SO! Any way you look at it, the 2016 Hollywood Fringe Festival, it was (again) a ridiculous and fabulous success. But from my (and LA FPI’s) very particular perspective, it reached a whole new level of amazing. For the first time, just over 50% of the scripted shows were by written women!

Chris Farah at 2016 HFF Awards
Thanks to A Little New Music for this great shot of Chris Farah at the #HFF16 Awards!

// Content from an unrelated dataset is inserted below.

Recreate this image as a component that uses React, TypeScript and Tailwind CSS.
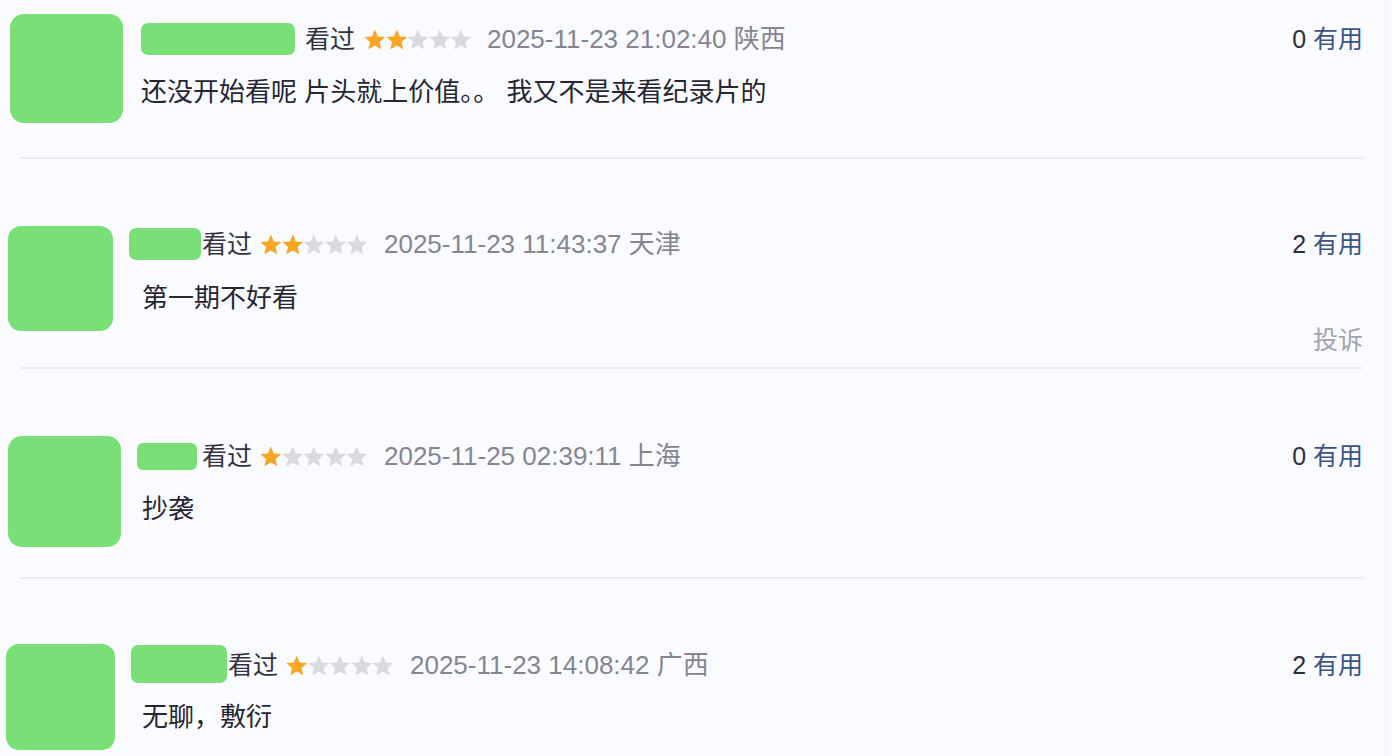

Many thanks to Chris Farah for making this announcement for us at the Awards on closing night of Fringe before handing out FPI’s Most Wanted Awards. This year, they went to a record number of venues/producers who staged at least 50% of shows written by women: Actors Company, Fountain Theatre, Lounge Theatre, Macha Theatre/Film, Rogue Machine @ MET Theatre, Sacred Fools Theater, Stephanie Fuery Studio Theatre, The Hotel Cafe: Second Stage, The New Collective, Theatre Asylum & Underground Theatre.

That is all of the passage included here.